ABSTRACT

The guiding idea of this chapter is that different theories generate different (partial) narratives and explanations, and that educational researchers are wise to cultivate ‘reflexivity’ and suspicion towards their favourite theories. Often as not, we are not aware of what these are. As a result, they act as filters that frame and shape our perceptions of the world precisely because we do not question them. A decade ago I wrote a book called Liberating Knowledge, which offered a reflexive

account of my experiences in adult education, feminist theory and practice, and research in various settings over a period of 15 years.
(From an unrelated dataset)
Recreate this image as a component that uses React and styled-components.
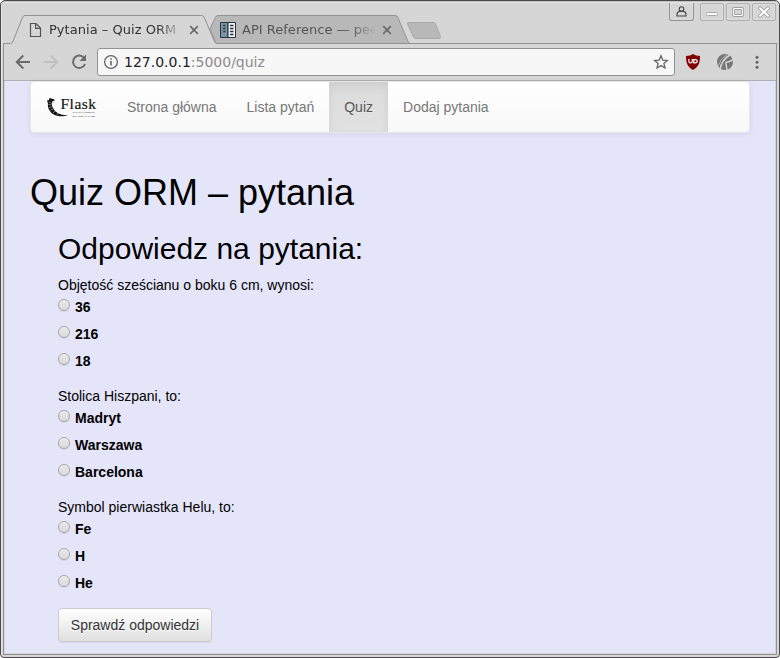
import React from "react";
import styled, { createGlobalStyle } from "styled-components";

const Global = createGlobalStyle`
  *, *::before, *::after { box-sizing: border-box; }
  body { margin: 0; background: #fff; overflow: hidden; }
`;

const ui = `"DejaVu Sans", sans-serif`;
const web = `"Liberation Sans", Arial, sans-serif`;

const Window = styled.div`
  width: 780px;
  height: 658px;
  display: flex;
  flex-direction: column;
  background: #d6d6d6;
  border: 1px solid #4b494b;
  border-radius: 5px 5px 4px 4px;
  box-shadow: inset 0 1px 0 #c4c3c4, inset 0 2px 0 #e3e3e3, inset 1px 0 0 #e6e6e6;
  overflow: hidden;
`;

const TabStrip = styled.div`
  height: 43px;
  flex: none;
  display: flex;
  align-items: flex-start;
  padding: 14px 0 0 2px;
  position: relative;
`;

const TabBox = styled.div`
  position: relative;
  z-index: ${(p) => (p.$active ? 2 : 1)};
  width: ${(p) => p.$width}px;
  margin-left: ${(p) => (p.$active ? 0 : -9)}px;
  height: 30px;
  display: flex;
  align-items: center;
  padding: 0 18px 0 ${(p) => (p.$active ? 24 : 9)}px;
`;

const TabShape = styled.svg`
  position: absolute;
  left: 0;
  top: 0;
  z-index: -1;
  overflow: visible;
`;

const TabIcon = styled.svg`
  flex: none;
  width: 18px;
  height: 18px;
`;

const TabTitle = styled.span`
  font: 13px/18px ${ui};
  letter-spacing: ${(p) => (p.$active ? 0.03 : 0.02)}px;
  color: ${(p) => (p.$active ? "#333" : "#555")};
  width: ${(p) => (p.$active ? 132 : 134)}px;
  margin-left: ${(p) => (p.$active ? 4 : 5)}px;
  overflow: hidden;
  white-space: nowrap;
  mask-image: linear-gradient(90deg, #000 108px, transparent 134px);
`;

const CloseIcon = styled.svg`
  width: 10px;
  height: 10px;
  flex: none;
  margin-left: 8px;
`;

const NewTab = styled.svg`
  margin: 6px 0 0 -4px;
  position: relative;
  z-index: 1;
`;

const WindowButtons = styled.div`
  display: flex;
  gap: 2px;
  align-self: flex-start;
  margin: -12px 3px 0 auto;
`;

const WindowButton = styled.div`
  width: 24px;
  height: 18px;
  border: 1px solid #adadad;
  border-radius: 2px;
  display: grid;
  place-items: center;
  box-shadow: inset 0 0 0 1px #dedede;
`;

const UserButton = styled(WindowButton)`
  width: 25px;
  height: 18px;
  border-color: #929292;
  border-top: 0;
  border-radius: 0 0 3px 3px;
  margin-right: 4px;
`;

const Frame = styled.div`
  flex: 1;
  margin: 0 2px 2px;
  border: 1px solid #929292;
  border-top: 0;
  display: flex;
  flex-direction: column;
  min-height: 0;
`;

const Toolbar = styled.div`
  height: 37px;
  flex: none;
  display: flex;
  align-items: center;
  border-bottom: 1px solid #b0afb1;
  padding-left: 10px;
`;

const NavIcon = styled.svg`
  width: 18px;
  height: 18px;
  flex: none;
  margin-right: 10px;
`;

const Address = styled.div`
  width: 578px;
  height: 28px;
  margin-left: -1px;
  border: 1px solid #929292;
  border-radius: 3px;
  background: #f7f7f7;
  display: flex;
  align-items: center;
  padding: 0 5px;
`;

const Url = styled.span`
  font: 14px/20px ${ui};
  color: #222;
  margin: 0 auto 0 5px;
`;

const UrlPath = styled.span`
  color: #8b8b8b;
`;

const Extensions = styled.div`
  display: flex;
  align-items: center;
  gap: 14px;
  margin-left: 9px;
`;

const MenuDots = styled.svg`
  width: 6px;
  height: 16px;
  margin-left: 6px;
  fill: #666;
`;

const Page = styled.main`
  flex: 1;
  background: #e5e5fa;
  border: solid #d4d3d8;
  border-width: 0 1px 1px;
  padding: 0 25px;
  color: #000;
  font: 14px/20px ${web};
`;

const Navbar = styled.nav`
  display: flex;
  width: 720px;
  height: 52px;
  border: 1px solid #e7e7e7;
  border-radius: 4px;
  background: linear-gradient(#fff, #f8f8f8) padding-box;
  box-shadow: inset 0 1px 0 rgba(255, 255, 255, 0.15), 0 1px 5px rgba(0, 0, 0, 0.075);
`;

const Brand = styled.div`
  width: 81px;
  padding: 14px 0 0 15px;
`;

const NavLink = styled.a`
  padding: 15px;
  height: 50px;
  color: ${(p) => (p.$active ? "#555" : "#777")};
  text-shadow: 0 1px 0 rgba(255, 255, 255, 0.25);
  background: ${(p) => (p.$active ? "linear-gradient(#dbdbdb, #e2e2e2)" : "none")};
  box-shadow: ${(p) => (p.$active ? "inset 0 3px 9px rgba(0,0,0,.075)" : "none")};
`;

const Title = styled.h1`
  font: 400 36px/40px ${web};
  margin: 40px 0 10px;
`;

const Quiz = styled.form`
  margin: 0 0 0 28px;
`;

const Subtitle = styled.h2`
  font: 400 30px/33px ${web};
  margin: 19px 0 10px;
`;

const Question = styled.div`
  margin-bottom: 15px;
`;

const Option = styled.label`
  display: flex;
  height: 22px;
  margin-bottom: 5px;
  padding-top: 2px;
  font-weight: 700;
  align-items: center;
`;

const Radio = styled.input`
  appearance: none;
  width: 12px;
  height: 12px;
  margin: 0 5px 5px 0;
  border: 1px solid #a5a5a5;
  border-radius: 50%;
  background: linear-gradient(#e6e6e6, #dcdcdc);
  box-shadow: inset 0 1px 1px #f2f2f2, 0 1px 1px rgba(0, 0, 0, 0.08);
`;

const Submit = styled.button`
  display: block;
  width: 154px;
  height: 34px;
  padding: 0;
  border: 1px solid #ccc;
  border-radius: 4px;
  background: linear-gradient(#fff, #e0e0e0);
  box-shadow: inset 0 1px 0 rgba(255, 255, 255, 0.15), 0 1px 1px rgba(0, 0, 0, 0.075);
  color: #333;
  text-shadow: 0 1px 0 #fff;
  font: 14px/20px ${web};
`;

const Close = () => (
  <CloseIcon viewBox="0 0 10 10">
    <path d="M1.2 1.2 8.8 8.8M8.8 1.2 1.2 8.8" stroke="#6a6a6a" strokeWidth="1.7" />
  </CloseIcon>
);

const FlaskLogo = () => (
  <svg width="52" height="24" viewBox="0 0 52 24">
    <path d="M3.5 1.8 5 2.6 8 3.2 9 4.6 6.8 5 5.6 7.2C5.8 11 8 15 12 17.2c3 1.6 6.5 2 10 1.8-3.8 1.4-9 1.8-12.8.2C4 17 1.4 12.2 1.9 7.2L1 4.4 3 4Z" fill="#151515" />
    <path d="M6 5.5 8.5 7M2.8 6l1.8.6M2.5 8.5l2.6.3M3 11.5l2.8-.6M4.5 14.3l2.6-1.4M7 17l2-2M11 19l1-2" stroke="#999" strokeWidth=".8" fill="none" />
    <text x="14.5" y="13.2" fontFamily="Liberation Serif, serif" fontSize="15.5" textLength="35.5" lengthAdjust="spacing" fill="#151515" stroke="#151515" strokeWidth=".2">Flask</text>
    <text x="26.5" y="17.4" fontFamily="Liberation Serif, serif" fontSize="2.6" textLength="23" fill="#111">web development,</text>
    <text x="26.5" y="20.5" fontFamily="Liberation Serif, serif" fontSize="2.6" textLength="23" fill="#111">one drop at a time</text>
  </svg>
);

const questions = [
  { text: "Objętość sześcianu o boku 6 cm, wynosi:", answers: ["36", "216", "18"] },
  { text: "Stolica Hiszpani, to:", answers: ["Madryt", "Warszawa", "Barcelona"] },
  { text: "Symbol pierwiastka Helu, to:", answers: ["Fe", "H", "He"] },
];

const links = ["Strona główna", "Lista pytań", "Quiz", "Dodaj pytania"];

export default function App() {
  return (
    <>
      <Global />
      <Window>
        <TabStrip>
          <TabBox $active $width={216}>
            <TabShape width="777" height="30">
              <path d="M407 28.5H774.5" stroke="#929292" />
              <path d="M0 30V28.5H7.5Q9 28.5 9.7 27L19.5 2.3Q20.3.5 22 .5H198.5Q200.3.5 201 2L211.8 27Q212.5 28.5 214 28.5V30Z" fill="#d6d6d6" />
              <path d="M.5 30V28.5H7.5Q9 28.5 9.7 27L19.5 2.3Q20.3.5 22 .5H198.5Q200.3.5 201 2L211.8 27Q212.5 28.5 214 28.5" fill="none" stroke="#929292" />
            </TabShape>
            <TabIcon viewBox="0 0 18 18" fill="none" stroke="#555" strokeWidth="1.2">
              <path d="M3.5 2.5H9L13.5 7V15.5H3.5ZM8.6 2.8V7.3H13.2" />
            </TabIcon>
            <TabTitle $active>Pytania – Quiz ORM</TabTitle>
            <Close />
          </TabBox>
          <TabBox $width={200}>
            <TabShape width="200" height="30">
              <path d="M6 28.5 0 14 5.4 2.3Q6.2.5 8 .5H185Q187 .5 187.8 2.3L198 26.5Q199 28.5 200 28.5Z" fill="#b8b8b8" stroke="#929292" />
            </TabShape>
            <TabIcon viewBox="0 0 18 18">
              <path d="M1.5 1.5H16.5V16.5H1.5Z" fill="#7893a3" stroke="#29353d" />
              <path d="M9.5 2H16V16H9.5Z" fill="#f0f3f5" />
              <path d="M8.8 1.5V16.5" stroke="#29353d" strokeWidth="1.2" />
              <path d="M4.2 4.5H6.4M4.2 7.5H6.4M4.2 10.5H6.4M11 4.5H14.5M11 7.5H14.5M11 10.5H14.5M11 13.5H14.5" stroke="#29353d" strokeWidth="1.3" />
            </TabIcon>
            <TabTitle>API Reference — pee</TabTitle>
            <Close />
          </TabBox>
          <NewTab width="38" height="20">
            <path d="M2.5 1.5H27Q29 1.5 29.6 3L34.4 15.5Q35 17.5 33 17.5H9.5Q8 17.5 7.3 15.8L1.6 3Q1 1.5 2.5 1.5Z" fill="#b8b8b8" stroke="#a9a9a9" />
          </NewTab>
          <WindowButtons>
            <UserButton>
              <svg width="13" height="13" viewBox="0 0 13 13" fill="none" stroke="#444" strokeWidth="1.1"><circle cx="6.5" cy="4" r="2.3" /><path d="M2 11V9Q2 7 4.8 6.2H8.2Q11 7 11 9V11Z" /></svg>
            </UserButton>
            <WindowButton>
              <svg width="14" height="14"><rect x="1.5" y="7.5" width="11" height="3" rx="1" fill="#fff" stroke="#aaa" /></svg>
            </WindowButton>
            <WindowButton>
              <svg width="14" height="14" fill="none"><rect x="2.5" y="3.5" width="9" height="7" rx="1" stroke="#a0a0a0" strokeWidth="3" /><rect x="2.5" y="3.5" width="9" height="7" rx="1" stroke="#fff" strokeWidth="1.2" /></svg>
            </WindowButton>
            <WindowButton>
              <svg width="14" height="14" fill="none" strokeLinecap="round"><path d="M3 3.2 11 10.8M11 3.2 3 10.8" stroke="#999" strokeWidth="3.6" /><path d="M3 3.2 11 10.8M11 3.2 3 10.8" stroke="#fff" strokeWidth="2" /></svg>
            </WindowButton>
          </WindowButtons>
        </TabStrip>
        <Frame>
          <Toolbar>
            <NavIcon viewBox="0 0 18 18" fill="none" stroke="#6b6b6b" strokeWidth="2"><path d="M16 9H3M9.3 2.5 2.8 9 9.3 15.5" /></NavIcon>
            <NavIcon viewBox="0 0 18 18" fill="none" stroke="#c0c0c0" strokeWidth="2"><path d="M2 9H15M8.7 2.5 15.2 9 8.7 15.5" /></NavIcon>
            <NavIcon viewBox="0 0 18 18"><path d="M14.3 5.2A6.2 6.2 0 1 0 15 11" fill="none" stroke="#6b6b6b" strokeWidth="2" /><path d="M16 1.5V8H9.5Z" fill="#6b6b6b" /></NavIcon>
            <Address>
              <svg width="16" height="16" fill="none" stroke="#666"><circle cx="8" cy="8" r="6.4" strokeWidth="1.3" /><path d="M8 7V11.5M8 4.2V5.8" strokeWidth="1.6" /></svg>
              <Url>127.0.0.1<UrlPath>:5000/quiz</UrlPath></Url>
              <svg width="16" height="16" fill="none" stroke="#666" strokeWidth="1.3"><path d="M8 1.8 9.8 6.1 14.4 6.5 10.9 9.5 12 14 8 11.6 4 14 5.1 9.5 1.6 6.5 6.2 6.1Z" /></svg>
            </Address>
            <Extensions>
              <svg width="18" height="18"><path d="M9 1Q11.5 3 16 3C16 10 14.5 14 9 17C3.5 14 2 10 2 3Q6.5 3 9 1Z" fill="#800000" /><path d="M4.9 6V8.3Q4.9 10 6.6 10T8.3 8.3V6M9.8 6.6V9.9H11.2Q13.2 9.9 13.2 8.2T11.2 6.6Z" fill="none" stroke="#fff" strokeWidth="1.2" /></svg>
              <svg width="18" height="18"><circle cx="9" cy="9" r="8" fill="#777" /><path d="M4 16.5Q5.5 7 14.5 1.5M9.8 9.5 11 17.5M9.8 9.5Q13.5 9 17.5 6.5" stroke="#d6d6d6" strokeWidth="1.5" fill="none" /><path d="M2 13Q4.5 6 11 1.5" stroke="#c8c8c8" strokeWidth=".8" fill="none" /></svg>
              <MenuDots viewBox="0 0 6 16"><circle cx="3" cy="3.3" r="1.5" /><circle cx="3" cy="8.3" r="1.5" /><circle cx="3" cy="13.3" r="1.5" /></MenuDots>
            </Extensions>
          </Toolbar>
          <Page>
            <Navbar>
              <Brand><FlaskLogo /></Brand>
              {links.map((l) => <NavLink key={l} $active={l === "Quiz"}>{l}</NavLink>)}
            </Navbar>
            <Title>Quiz ORM – pytania</Title>
            <Quiz>
              <Subtitle>Odpowiedz na pytania:</Subtitle>
              {questions.map((q, i) => (
                <Question key={q.text}>
                  {q.text}
                  {q.answers.map((a) => (
                    <Option key={a}><Radio type="radio" name={`q${i}`} />{a}</Option>
                  ))}
                </Question>
              ))}
              <Submit type="button">Sprawdź odpowiedzi</Submit>
            </Quiz>
          </Page>
        </Frame>
      </Window>
    </>
  );
}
The dual meaning of liberating knowledge is that on the one hand knowledge can be liberating (and what counts as knowledge is contestable as well as actually contested), whereas on the other hand, alternative and sometimes subversive ways of knowing can be liberated through teaching, research and other kinds of educational work (Barr 1999). Underpinning the book is what I called a ‘storied epistemology’, one that recognises

the power of narratives in enhancing understanding; in this case, stories about how knowledge is constructed in different times and places. Adopting an autobiographical approach, I set out to question the abstractions and pretensions of much disciplinary knowledge, whilst recognising, too, that personal experience is not immune from reflection, reinterpretation and critique. In other words, personal experience as a source of knowledge is not a ‘trump card of authenticity’ (ibid., p. 4). All of our understandings are open to reworking through exposure to other voices and points of view, including theoretical resources. Recognising this is a key to being both critical and personal. I was intent on avoiding a narrow view of ‘reflexivity’. This meant that in revisiting

three of my earlier research projects in the book I was explicit about wanting to locate this work within a wider social and historical context of knowledge production, shaped by the prevailing discourses, power relations, and material conditions. I described the project of the book in terms of ‘healing the breach’ between ‘words’ (discourses) and

‘things’ (material conditions). And I wanted to suggest how the self (itself) changes over time. That is to say, the reflexive self I assemble in the book, Liberating Knowledge, is not quite the same as the selves that undertook each of the research projects (or indeed the self engaged in writing this chapter at a sunny table in Culross, overlooking the Firth of Forth, a cock crowing insistently nearby). In the book, a central task I set myself was to review my past research for what it

masked as well as revealed, for its blind spots as well as its illuminations. In contrast with the original research I inserted myself as researcher into the research process and its products: I put myself ‘in the frame’. The three cases I drew on were all broadly in the field of women’s adult education.